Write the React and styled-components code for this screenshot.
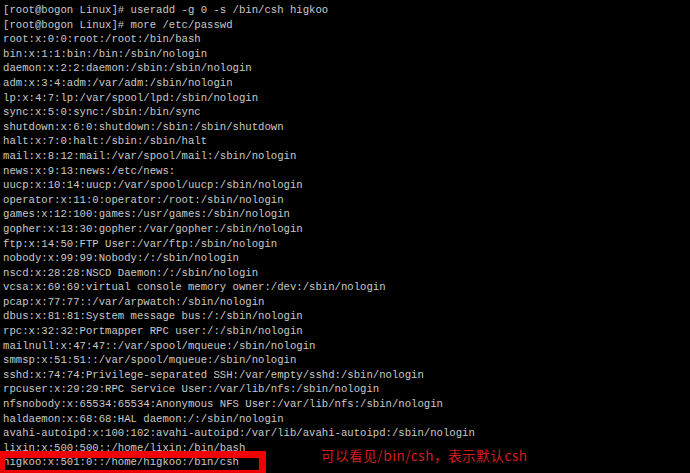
import React from "react";
import styled, { createGlobalStyle } from "styled-components";

const GlobalStyle = createGlobalStyle`
  html, body {
    margin: 0;
    padding: 0;
    background: #000;
  }
`;

const Screen = styled.div`
  width: 690px;
  height: 473px;
  overflow: hidden;
  background: #000;
  padding: 3px 0 0 3px;
  box-sizing: border-box;
  display: flex;
  flex-direction: column;
  font-family: "Liberation Mono", "Courier New", monospace;
  font-size: 10.63px;
  line-height: 14.6px;
  color: #c8c8c8;
`;

const Line = styled.div`
  white-space: pre;
`;

const LastRow = styled.div`
  position: relative;
  display: flex;
  align-items: center;
  height: 14.6px;
`;

const HighlightBox = styled.div`
  position: absolute;
  left: -3px;
  top: -4px;
  width: 266px;
  height: 26px;
  box-sizing: border-box;
  border: 7px solid #f00000;
  border-left-width: 5px;
`;

const Note = styled.span`
  margin-left: 82px;
  font-family: "Noto Sans CJK SC", sans-serif;
  font-size: 13.5px;
  letter-spacing: 0.6px;
  color: #d41c1c;
  white-space: pre;
  position: relative;
  top: -7px;
`;

const lines = [
  "[root@bogon Linux]# useradd -g 0 -s /bin/csh higkoo",
  "[root@bogon Linux]# more /etc/passwd",
  "root:x:0:0:root:/root:/bin/bash",
  "bin:x:1:1:bin:/bin:/sbin/nologin",
  "daemon:x:2:2:daemon:/sbin:/sbin/nologin",
  "adm:x:3:4:adm:/var/adm:/sbin/nologin",
  "lp:x:4:7:lp:/var/spool/lpd:/sbin/nologin",
  "sync:x:5:0:sync:/sbin:/bin/sync",
  "shutdown:x:6:0:shutdown:/sbin:/sbin/shutdown",
  "halt:x:7:0:halt:/sbin:/sbin/halt",
  "mail:x:8:12:mail:/var/spool/mail:/sbin/nologin",
  "news:x:9:13:news:/etc/news:",
  "uucp:x:10:14:uucp:/var/spool/uucp:/sbin/nologin",
  "operator:x:11:0:operator:/root:/sbin/nologin",
  "games:x:12:100:games:/usr/games:/sbin/nologin",
  "gopher:x:13:30:gopher:/var/gopher:/sbin/nologin",
  "ftp:x:14:50:FTP User:/var/ftp:/sbin/nologin",
  "nobody:x:99:99:Nobody:/:/sbin/nologin",
  "nscd:x:28:28:NSCD Daemon:/:/sbin/nologin",
  "vcsa:x:69:69:virtual console memory owner:/dev:/sbin/nologin",
  "pcap:x:77:77::/var/arpwatch:/sbin/nologin",
  "dbus:x:81:81:System message bus:/:/sbin/nologin",
  "rpc:x:32:32:Portmapper RPC user:/:/sbin/nologin",
  "mailnull:x:47:47::/var/spool/mqueue:/sbin/nologin",
  "smmsp:x:51:51::/var/spool/mqueue:/sbin/nologin",
  "sshd:x:74:74:Privilege-separated SSH:/var/empty/sshd:/sbin/nologin",
  "rpcuser:x:29:29:RPC Service User:/var/lib/nfs:/sbin/nologin",
  "nfsnobody:x:65534:65534:Anonymous NFS User:/var/lib/nfs:/sbin/nologin",
  "haldaemon:x:68:68:HAL daemon:/:/sbin/nologin",
  "avahi-autoipd:x:100:102:avahi-autoipd:/var/lib/avahi-autoipd:/sbin/nologin",
  "lixin:x:500:500::/home/lixin:/bin/bash",
];

export default function App() {
  return (
    <>
      <GlobalStyle />
      <Screen>
        {lines.map((text, i) => (
          <Line key={i}>{text}</Line>
        ))}
        <LastRow>
          <Line>higkoo:x:501:0::/home/higkoo:/bin/csh</Line>
          <Note>可以看见/bin/csh，表示默认csh</Note>
          <HighlightBox />
        </LastRow>
      </Screen>
    </>
  );
}
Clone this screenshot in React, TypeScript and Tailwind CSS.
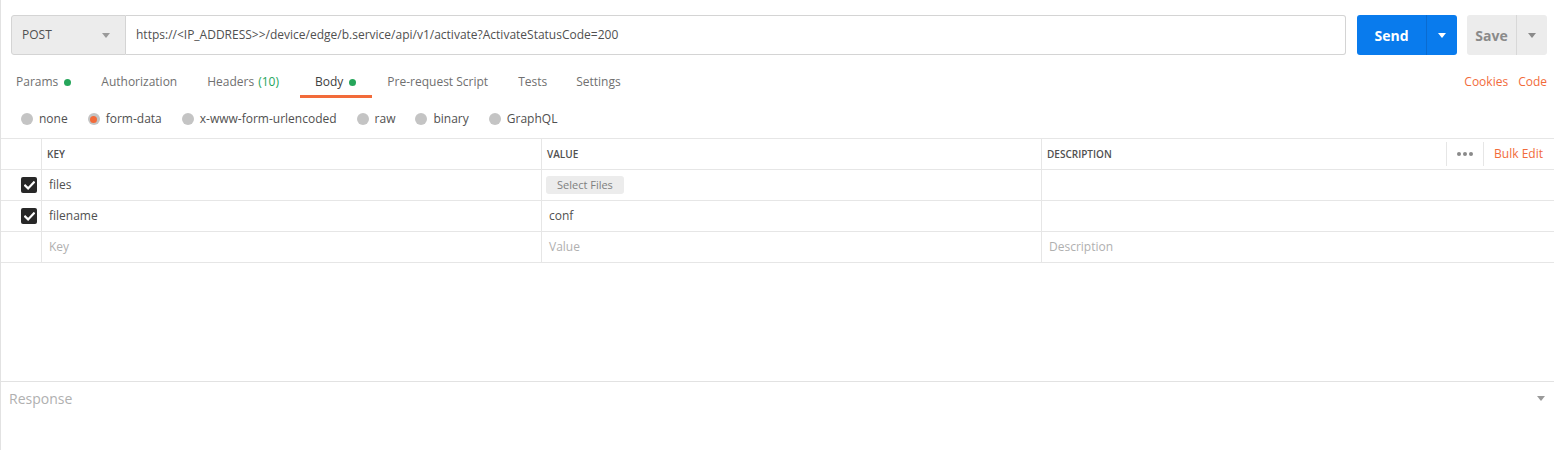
import React from "react";

const Caret = ({ className }: { className: string }) => (
  <svg width="8" height="5" viewBox="0 0 8 5" className={className}>
    <path d="M0 0 L8 0 L4 5 Z" fill="currentColor" />
  </svg>
);

const Dot = () => <span className="inline-block w-[7px] h-[7px] rounded-full bg-[#26a65b] ml-[6px]" />;

const Check = () => (
  <div className="w-[16px] h-[16px] rounded-[2px] bg-[#282828] flex items-center justify-center">
    <svg width="11" height="9" viewBox="0 0 11 9">
      <path d="M1.2 4.6 L4.1 7.4 L9.8 1.4" stroke="#fff" strokeWidth="2.2" fill="none" strokeLinecap="square" />
    </svg>
  </div>
);

const Radio = ({ label, active }: { label: string; active?: boolean }) => (
  <div className="flex items-center mr-[20px]">
    <span className="w-[12px] h-[12px] rounded-full bg-[#c4c4c4] flex items-center justify-center">
      {active && <span className="w-[7px] h-[7px] rounded-full bg-[#f26b3a]" />}
    </span>
    <span className="ml-[6px] text-[12px] text-[#505050]">{label}</span>
  </div>
);

export default function App() {
  const font = { fontFamily: '"Open Sans", "Liberation Sans", sans-serif' };
  const tabs: { label: React.ReactNode; active?: boolean; cls?: string }[] = [
    { label: <>Params<Dot /></>, cls: "pr-[15px]" },
    { label: "Authorization" },
    { label: <>Headers <span className="text-[#26a65b] ml-[4px]">(10)</span></>, cls: "pr-[21px]" },
    { label: <>Body<Dot /></>, active: true, cls: "pr-[16px]" },
    { label: "Pre-request Script" },
    { label: "Tests", cls: "pr-[14px]" },
    { label: "Settings" },
  ];
  return (
    <div style={font} className="w-full h-[450px] bg-white border-l border-[#e2e2e2] flex flex-col">
      {/* request bar */}
      <div className="flex h-[40px] mt-[15px] pl-[10px] pr-[7px]">
        <div className="w-[115px] bg-[#ececec] border border-[#d4d4d4] rounded-l-[3px] flex items-center justify-between pl-[10px] pr-[15px]">
          <span className="text-[12px] text-[#505050]">POST</span>
          <Caret className="text-[#9a9a9a]" />
        </div>
        <div className="flex-1 border border-l-0 border-[#d4d4d4] rounded-r-[3px] flex items-center pl-[10px]">
          <span className="text-[12px] text-[#505050]">https://&lt;IP_ADDRESS&gt;&gt;/device/edge/b.service/api/v1/activate?ActivateStatusCode=200</span>
        </div>
        <div className="w-[100px] ml-[11px] bg-[#097bed] rounded-[3px] flex">
          <div className="w-[70px] flex items-center justify-center text-white text-[14px] font-bold border-r border-[#0a6bd0]">Send</div>
          <div className="flex-1 flex items-center justify-center">
            <Caret className="text-white" />
          </div>
        </div>
        <div className="w-[80px] ml-[10px] bg-[#ececec] rounded-[3px] flex">
          <div className="w-[50px] flex items-center justify-center text-[#8a8a8a] text-[14px] font-bold border-r border-[#d8d8d8]">Save</div>
          <div className="flex-1 flex items-center justify-center">
            <Caret className="text-[#8a8a8a]" />
          </div>
        </div>
      </div>

      {/* tabs */}
      <div className="flex items-start justify-between mt-[14px] pr-[7px]">
        <div className="flex">
          {tabs.map((t, i) => (
            <div
              key={i}
              className={`h-[29px] pl-[15px] flex items-center text-[12px] border-b-[3px] ${t.cls ?? "pr-[15px]"} ${
                t.active ? "border-[#f26b3a] text-[#404040]" : "border-transparent text-[#707070]"
              }`}
            >
              {t.label}
            </div>
          ))}
        </div>
        <div className="h-[26px] flex items-center gap-[10px] text-[12px] text-[#f26b3a]">
          <span>Cookies</span>
          <span>Code</span>
        </div>
      </div>

      {/* body types */}
      <div className="h-[40px] pt-[2px] flex items-center pl-[20px]">
        <Radio label="none" />
        <Radio label="form-data" active />
        <Radio label="x-www-form-urlencoded" />
        <Radio label="raw" />
        <Radio label="binary" />
        <Radio label="GraphQL" />
      </div>

      {/* table */}
      <div className="border-t border-[#e6e6e6] text-[12px]">
        <div className="flex h-[31px] border-b border-[#e6e6e6]">
          <div className="w-[41px] border-r border-[#e6e6e6]" />
          <div className="w-[500px] border-r border-[#e6e6e6] flex items-center pl-[5px] text-[10px] font-semibold text-[#505050]">KEY</div>
          <div className="w-[500px] border-r border-[#e6e6e6] flex items-center pl-[5px] text-[10px] font-semibold text-[#505050]">VALUE</div>
          <div className="flex-1 flex items-center pl-[5px] text-[10px] font-semibold text-[#505050]">
            <span className="flex-1">DESCRIPTION</span>
            <div className="h-[24px] border-l border-[#e6e6e6] w-[37px] flex items-center justify-center gap-[2px]">
              <span className="w-[4px] h-[4px] rounded-full bg-[#8a8a8a]" />
              <span className="w-[4px] h-[4px] rounded-full bg-[#8a8a8a]" />
              <span className="w-[4px] h-[4px] rounded-full bg-[#8a8a8a]" />
            </div>
            <div className="h-[24px] border-l border-[#e6e6e6] flex items-center pl-[10px] pr-[11px] text-[12px] font-normal text-[#f26b3a]">Bulk Edit</div>
          </div>
        </div>
        <div className="flex h-[31px] border-b border-[#e6e6e6]">
          <div className="w-[41px] border-r border-[#e6e6e6] flex items-center pl-[20px]"><Check /></div>
          <div className="w-[500px] border-r border-[#e6e6e6] flex items-center pl-[7px] text-[#505050]">files</div>
          <div className="w-[500px] border-r border-[#e6e6e6] flex items-center pl-[4px]">
            <span className="h-[18px] px-[11px] rounded-[3px] bg-[#ececec] text-[11px] text-[#808080] flex items-center">Select Files</span>
          </div>
          <div className="flex-1" />
        </div>
        <div className="flex h-[31px] border-b border-[#e6e6e6]">
          <div className="w-[41px] border-r border-[#e6e6e6] flex items-center pl-[20px]"><Check /></div>
          <div className="w-[500px] border-r border-[#e6e6e6] flex items-center pl-[7px] text-[#505050]">filename</div>
          <div className="w-[500px] border-r border-[#e6e6e6] flex items-center pl-[7px] text-[#505050]">conf</div>
          <div className="flex-1" />
        </div>
        <div className="flex h-[31px] border-b border-[#e6e6e6]">
          <div className="w-[41px] border-r border-[#e6e6e6]" />
          <div className="w-[500px] border-r border-[#e6e6e6] flex items-center pl-[7px] text-[#b0b0b0]">Key</div>
          <div className="w-[500px] border-r border-[#e6e6e6] flex items-center pl-[7px] text-[#b0b0b0]">Value</div>
          <div className="flex-1 flex items-center pl-[7px] text-[#b0b0b0]">Description</div>
        </div>
      </div>

      <div className="h-[118px]" />

      {/* response */}
      <div className="border-t border-[#e2e2e2] h-[34px] flex items-center justify-between pl-[8px] pr-[9px]">
        <span className="text-[14px] text-[#b0b0b0]">Response</span>
        <Caret className="text-[#9a9a9a]" />
      </div>
    </div>
  );
}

### WHAT IS BEING ASKED
Only the number is needed: state how many lines in the listing contain "styled".

### EXERCISE RESULT
7